Lay contacted Jim Derrick, Enron’s general counsel, and they quickly made arrangements to have Watkins’s allegations investigated by an outside law firm—namely, Vinson & Elkins. Watkins, of course, had explicitly offered the commonsense advice that another firm handle the matter; indeed, V&E had done legal work on the very transactions she was complaining about. But Lay later said he had concluded this conflict could be managed and that it made sense to hand the assignment to lawyers already familiar with the complexities of Enron. V&E certainly fit that bill: it was every bit as intimate with Enron as Arthur Andersen. Derrick himself was among the many Enron executives who were V&E alums.

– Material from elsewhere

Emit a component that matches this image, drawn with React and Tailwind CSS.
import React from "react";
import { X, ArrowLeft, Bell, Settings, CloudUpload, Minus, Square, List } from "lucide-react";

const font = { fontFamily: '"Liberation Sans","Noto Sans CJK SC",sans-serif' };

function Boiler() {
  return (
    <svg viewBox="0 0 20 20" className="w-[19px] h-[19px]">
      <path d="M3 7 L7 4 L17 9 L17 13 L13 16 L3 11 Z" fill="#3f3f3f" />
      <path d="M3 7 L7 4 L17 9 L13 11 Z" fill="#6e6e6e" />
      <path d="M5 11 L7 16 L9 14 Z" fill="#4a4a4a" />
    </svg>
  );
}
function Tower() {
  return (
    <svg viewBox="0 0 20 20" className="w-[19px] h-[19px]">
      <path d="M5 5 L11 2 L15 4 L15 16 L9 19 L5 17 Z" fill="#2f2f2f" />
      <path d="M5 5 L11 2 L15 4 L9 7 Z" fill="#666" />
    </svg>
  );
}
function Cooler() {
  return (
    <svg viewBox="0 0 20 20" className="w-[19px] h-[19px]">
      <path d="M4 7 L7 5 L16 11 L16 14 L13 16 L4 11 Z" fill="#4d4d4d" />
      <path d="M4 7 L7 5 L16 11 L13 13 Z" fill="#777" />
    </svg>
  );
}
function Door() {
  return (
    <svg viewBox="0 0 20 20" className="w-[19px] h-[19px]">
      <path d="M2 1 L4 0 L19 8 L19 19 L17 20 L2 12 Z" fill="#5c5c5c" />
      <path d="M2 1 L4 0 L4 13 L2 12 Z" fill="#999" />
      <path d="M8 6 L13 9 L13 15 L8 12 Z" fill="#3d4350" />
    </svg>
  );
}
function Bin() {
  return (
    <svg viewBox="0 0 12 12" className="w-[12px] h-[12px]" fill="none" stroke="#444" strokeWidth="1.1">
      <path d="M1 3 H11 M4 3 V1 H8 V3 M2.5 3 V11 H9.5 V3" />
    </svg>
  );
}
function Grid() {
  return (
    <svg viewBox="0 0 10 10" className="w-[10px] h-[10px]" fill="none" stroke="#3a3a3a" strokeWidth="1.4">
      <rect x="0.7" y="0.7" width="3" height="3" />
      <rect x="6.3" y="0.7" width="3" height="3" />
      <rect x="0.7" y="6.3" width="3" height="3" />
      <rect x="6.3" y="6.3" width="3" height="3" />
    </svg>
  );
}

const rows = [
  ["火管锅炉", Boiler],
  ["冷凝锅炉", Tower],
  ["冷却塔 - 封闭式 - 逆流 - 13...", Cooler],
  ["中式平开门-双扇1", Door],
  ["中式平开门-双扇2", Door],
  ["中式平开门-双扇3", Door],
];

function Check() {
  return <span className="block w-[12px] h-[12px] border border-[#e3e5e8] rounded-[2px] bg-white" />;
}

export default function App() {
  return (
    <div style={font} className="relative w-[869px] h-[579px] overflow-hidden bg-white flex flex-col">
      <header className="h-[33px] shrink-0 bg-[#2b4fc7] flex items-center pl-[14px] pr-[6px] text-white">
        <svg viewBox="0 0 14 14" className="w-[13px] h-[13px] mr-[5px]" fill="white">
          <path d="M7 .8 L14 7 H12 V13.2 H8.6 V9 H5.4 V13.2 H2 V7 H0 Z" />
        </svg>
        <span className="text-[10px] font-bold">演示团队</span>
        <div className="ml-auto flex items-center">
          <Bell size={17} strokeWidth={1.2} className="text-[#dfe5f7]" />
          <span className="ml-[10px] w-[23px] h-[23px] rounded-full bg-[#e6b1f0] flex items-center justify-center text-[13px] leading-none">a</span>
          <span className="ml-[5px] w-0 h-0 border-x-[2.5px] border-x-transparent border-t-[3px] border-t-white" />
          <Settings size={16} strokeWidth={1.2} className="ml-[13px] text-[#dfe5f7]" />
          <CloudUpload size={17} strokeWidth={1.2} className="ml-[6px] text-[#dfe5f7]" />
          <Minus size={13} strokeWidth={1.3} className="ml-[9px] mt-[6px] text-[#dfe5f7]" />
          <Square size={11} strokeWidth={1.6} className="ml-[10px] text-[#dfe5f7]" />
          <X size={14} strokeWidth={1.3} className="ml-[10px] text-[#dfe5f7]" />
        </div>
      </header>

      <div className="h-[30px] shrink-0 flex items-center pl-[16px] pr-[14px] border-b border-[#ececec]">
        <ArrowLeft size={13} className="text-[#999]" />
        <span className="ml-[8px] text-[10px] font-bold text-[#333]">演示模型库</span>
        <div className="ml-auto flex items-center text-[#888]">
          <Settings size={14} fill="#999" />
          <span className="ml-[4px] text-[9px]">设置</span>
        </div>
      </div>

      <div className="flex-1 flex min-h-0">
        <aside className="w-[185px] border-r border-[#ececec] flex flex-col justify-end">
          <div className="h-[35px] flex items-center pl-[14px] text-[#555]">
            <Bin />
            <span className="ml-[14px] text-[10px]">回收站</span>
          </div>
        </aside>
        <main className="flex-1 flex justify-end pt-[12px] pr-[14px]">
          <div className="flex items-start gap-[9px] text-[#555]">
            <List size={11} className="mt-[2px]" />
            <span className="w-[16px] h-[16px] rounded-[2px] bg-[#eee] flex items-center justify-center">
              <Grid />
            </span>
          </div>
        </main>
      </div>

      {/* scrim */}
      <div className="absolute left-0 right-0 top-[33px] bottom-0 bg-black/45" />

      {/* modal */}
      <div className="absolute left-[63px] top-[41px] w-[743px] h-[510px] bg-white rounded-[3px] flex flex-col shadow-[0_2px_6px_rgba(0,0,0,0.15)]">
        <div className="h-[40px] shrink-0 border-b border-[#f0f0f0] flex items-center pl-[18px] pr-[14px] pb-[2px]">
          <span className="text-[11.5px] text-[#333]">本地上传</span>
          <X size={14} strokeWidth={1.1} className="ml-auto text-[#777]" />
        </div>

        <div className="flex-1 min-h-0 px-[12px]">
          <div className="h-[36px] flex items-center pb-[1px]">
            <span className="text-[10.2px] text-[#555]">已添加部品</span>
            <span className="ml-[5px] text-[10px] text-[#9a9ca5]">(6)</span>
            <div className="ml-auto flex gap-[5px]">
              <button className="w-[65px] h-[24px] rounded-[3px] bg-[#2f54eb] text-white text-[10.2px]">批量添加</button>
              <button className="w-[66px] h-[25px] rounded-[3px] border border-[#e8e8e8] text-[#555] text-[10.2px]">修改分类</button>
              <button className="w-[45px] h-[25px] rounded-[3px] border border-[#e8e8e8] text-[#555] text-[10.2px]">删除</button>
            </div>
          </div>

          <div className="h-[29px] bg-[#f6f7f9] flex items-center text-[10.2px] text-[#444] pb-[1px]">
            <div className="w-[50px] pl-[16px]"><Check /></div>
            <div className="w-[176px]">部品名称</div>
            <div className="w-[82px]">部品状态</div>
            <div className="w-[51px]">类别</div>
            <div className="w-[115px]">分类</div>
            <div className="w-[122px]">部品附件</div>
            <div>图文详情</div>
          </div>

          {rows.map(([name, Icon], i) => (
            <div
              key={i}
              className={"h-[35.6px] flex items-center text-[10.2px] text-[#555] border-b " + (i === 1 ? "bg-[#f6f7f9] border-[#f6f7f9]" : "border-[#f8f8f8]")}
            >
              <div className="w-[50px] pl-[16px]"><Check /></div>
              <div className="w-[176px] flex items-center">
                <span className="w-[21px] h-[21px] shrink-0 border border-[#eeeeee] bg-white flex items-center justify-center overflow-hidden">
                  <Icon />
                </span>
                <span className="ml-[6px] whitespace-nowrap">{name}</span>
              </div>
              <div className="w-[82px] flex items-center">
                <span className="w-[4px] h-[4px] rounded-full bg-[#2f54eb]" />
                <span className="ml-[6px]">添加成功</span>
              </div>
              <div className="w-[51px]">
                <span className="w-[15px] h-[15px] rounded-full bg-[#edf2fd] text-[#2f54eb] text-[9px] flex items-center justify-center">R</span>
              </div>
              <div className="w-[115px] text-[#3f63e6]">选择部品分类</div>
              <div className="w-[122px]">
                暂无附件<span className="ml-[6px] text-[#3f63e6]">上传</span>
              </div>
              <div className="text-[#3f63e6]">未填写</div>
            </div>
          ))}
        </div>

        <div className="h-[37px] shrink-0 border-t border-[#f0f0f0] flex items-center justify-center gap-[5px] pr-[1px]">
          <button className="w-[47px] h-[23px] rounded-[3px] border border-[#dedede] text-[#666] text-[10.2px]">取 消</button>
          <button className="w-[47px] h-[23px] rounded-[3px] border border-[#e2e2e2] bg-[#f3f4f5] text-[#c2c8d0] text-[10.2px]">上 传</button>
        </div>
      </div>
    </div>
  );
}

One of the two lawyers retained to investigate Watkins’ allegations was Joseph Dilg, a senior partner who had been responsible for the firm’s relationship with Enron since 1991. Dilg had reason to be attuned to sensibilities at Enron: with annual billings running at $35 million a year, Enron was the giant firm’s single largest client. Dilg also had reason to be especially attuned to V&E’s interest; he was about to take over as managing partner of the 850-lawyer firm. Only one other V&E lawyer worked on the project: Max Hendrick III, head of the litigation department.

It was decided that Vinson & Elkins would conduct a very narrow inquiry. The lawyers later noted in their written report that no outside accounting experts were to be hired. There would be no second-guessing of Arthur Andersen’s work. And no one outside the walls of Enron or Arthur Andersen would be interviewed. This, the report would note, would serve merely as a preliminary probe, to determine whether Watkins had “raised new factual information that would warrant a broader investigation.” Preliminary or not, a special board panel later concluded that this inquiry was essentially a whitewash, noting: “The result of the V&E review was largely predetermined by the scope and the nature of the investigation and the process employed.”

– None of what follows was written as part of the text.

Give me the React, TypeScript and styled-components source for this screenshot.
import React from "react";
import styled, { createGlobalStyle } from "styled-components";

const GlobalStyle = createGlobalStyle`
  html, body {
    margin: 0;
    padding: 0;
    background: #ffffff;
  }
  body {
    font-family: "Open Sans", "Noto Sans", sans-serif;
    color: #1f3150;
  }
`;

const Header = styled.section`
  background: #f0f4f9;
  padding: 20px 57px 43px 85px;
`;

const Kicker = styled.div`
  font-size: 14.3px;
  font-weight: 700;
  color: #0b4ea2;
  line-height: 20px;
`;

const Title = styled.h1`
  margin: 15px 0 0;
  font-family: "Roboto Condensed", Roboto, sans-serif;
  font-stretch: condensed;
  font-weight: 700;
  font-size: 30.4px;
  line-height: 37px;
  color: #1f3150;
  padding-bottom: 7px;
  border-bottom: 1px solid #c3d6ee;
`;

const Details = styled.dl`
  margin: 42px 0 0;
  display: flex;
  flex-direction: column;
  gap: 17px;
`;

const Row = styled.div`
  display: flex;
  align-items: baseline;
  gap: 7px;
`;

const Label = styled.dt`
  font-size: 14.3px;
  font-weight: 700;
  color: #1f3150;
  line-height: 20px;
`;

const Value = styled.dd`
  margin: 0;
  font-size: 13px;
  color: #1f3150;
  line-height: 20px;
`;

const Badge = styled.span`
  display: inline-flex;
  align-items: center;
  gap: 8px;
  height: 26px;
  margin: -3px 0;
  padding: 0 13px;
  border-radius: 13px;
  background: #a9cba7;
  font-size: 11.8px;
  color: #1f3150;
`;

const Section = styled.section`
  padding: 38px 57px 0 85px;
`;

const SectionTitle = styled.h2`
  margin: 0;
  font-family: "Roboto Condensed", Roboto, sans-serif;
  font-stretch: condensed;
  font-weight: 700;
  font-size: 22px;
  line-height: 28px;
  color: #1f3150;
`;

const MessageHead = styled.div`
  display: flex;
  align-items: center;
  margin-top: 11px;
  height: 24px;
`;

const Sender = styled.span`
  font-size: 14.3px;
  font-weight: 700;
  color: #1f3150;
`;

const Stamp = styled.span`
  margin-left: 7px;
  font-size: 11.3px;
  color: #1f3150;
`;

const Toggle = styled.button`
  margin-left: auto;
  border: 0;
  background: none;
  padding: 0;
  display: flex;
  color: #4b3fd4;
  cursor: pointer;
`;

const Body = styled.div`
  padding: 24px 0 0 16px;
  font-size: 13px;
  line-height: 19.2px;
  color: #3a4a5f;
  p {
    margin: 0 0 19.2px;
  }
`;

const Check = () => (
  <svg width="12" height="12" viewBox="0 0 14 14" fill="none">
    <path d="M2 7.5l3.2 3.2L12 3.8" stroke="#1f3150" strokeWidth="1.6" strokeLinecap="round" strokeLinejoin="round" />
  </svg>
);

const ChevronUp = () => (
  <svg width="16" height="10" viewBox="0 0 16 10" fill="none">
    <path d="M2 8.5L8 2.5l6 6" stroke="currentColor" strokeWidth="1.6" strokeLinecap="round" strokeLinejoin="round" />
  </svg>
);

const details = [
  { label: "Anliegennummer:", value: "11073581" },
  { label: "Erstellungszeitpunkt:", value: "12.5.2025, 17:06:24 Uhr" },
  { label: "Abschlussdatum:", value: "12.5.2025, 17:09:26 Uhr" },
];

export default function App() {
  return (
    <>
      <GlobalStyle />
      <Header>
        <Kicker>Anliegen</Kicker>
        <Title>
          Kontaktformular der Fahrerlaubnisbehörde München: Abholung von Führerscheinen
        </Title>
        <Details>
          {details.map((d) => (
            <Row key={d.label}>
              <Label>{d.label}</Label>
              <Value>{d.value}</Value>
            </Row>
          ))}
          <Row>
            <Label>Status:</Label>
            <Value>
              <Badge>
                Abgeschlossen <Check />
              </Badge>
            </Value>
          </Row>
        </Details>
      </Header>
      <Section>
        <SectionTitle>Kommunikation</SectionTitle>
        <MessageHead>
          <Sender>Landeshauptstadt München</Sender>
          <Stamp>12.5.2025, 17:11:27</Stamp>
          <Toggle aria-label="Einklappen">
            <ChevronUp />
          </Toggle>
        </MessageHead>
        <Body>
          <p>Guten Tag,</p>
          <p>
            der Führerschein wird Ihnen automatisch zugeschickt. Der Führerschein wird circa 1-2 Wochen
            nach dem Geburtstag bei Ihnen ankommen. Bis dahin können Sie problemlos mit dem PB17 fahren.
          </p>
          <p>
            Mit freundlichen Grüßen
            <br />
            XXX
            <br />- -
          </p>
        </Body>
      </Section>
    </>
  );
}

Even before the investigation could begin, Enron asked another V&E lawyer—a specialist in labor law—for advice on a related matter: namely, what were the company’s options in dealing with Sherron Watkins? The two-page memo from partner Carl Jordan to an in-house Enron lawyer arrived just two days after Watkins met with Lay. It outlined how Enron should manage the situation to minimize the risk of a lawsuit from Watkins as long as she remained at Enron. (Both her new supervisor and Fastow should be told not to treat her “adversely” because she’d spoken up, Jordan advised.)

But at Enron’s request, Jordan also explored the possibility of firing her. “Texas law does not currently protect corporate whistle-blowers,” he noted. Still, he concluded, getting rid of Watkins wouldn’t be smart. It would invite the sort of ugly lawsuit that would be “very expensive and time consuming to litigate,” and the company’s books and records would then become “fair game during discovery.” In addition, Jordan wrote, “there is the risk that the discharged employee will seek to convince some government oversight agency (e.g., IRS, SEC, etc.) that the corporation has engaged in materially misleading reporting or is otherwise non-compliant. As with wrongful discharge claims, this can create problems even though the allegations have no merit whatsoever.”

Such niceties were lost on Fastow. After meeting with Lay, Watkins left town for a vacation to Mexico, she recalled in
Power Failure
, her account of life at En-
ron, coauthored with Mimi Swartz. In the meantime, the investigation had begun—and Fastow had found out who had fingered him. After receiving a copy of Watkins’s letter from Derrick, he confronted McMahon, accusing him of conspiring with Watkins in hope of landing the CFO’s job. Fastow also demanded that Watkins be fired immediately and her laptop confiscated. When Watkins returned from her trip, she later recalled in
Power Failure
, her new boss, Cindy Olson, advised her that “Andy is not behaving appropriately.”

 • • • 

Sherron Watkins wasn’t the only Enron employee writing a letter to her superiors warning about the company’s accounting. On August 29, after she was laid off from her job at EES, Margaret Ceconi, who had previously e-mailed the SEC anonymously, wrote her own signed letter to the Enron board, addressing it to Cindy Olson and board secretary Rebecca Carter. It ran ten pages long and warned of huge woes at EES, including wasteful spending, customers threatening to sue over broken promises, and unprofitable contracts that had been booked for profits. But the most alarming part of the letter alleged “SEC violations” involving more than $500 million in losses that EES was “trying to hide in wholesale. Rumor on the 7th floor is that it is closer to $1 billion.” Yet “somehow EES to everyone’s amazement, reported earnings for the second quarter.” She went on: “EES has knowingly misrepresented EES’ earnings. This is common knowledge among all the EES employees, and is actually joked about. But it should be taken seriously.”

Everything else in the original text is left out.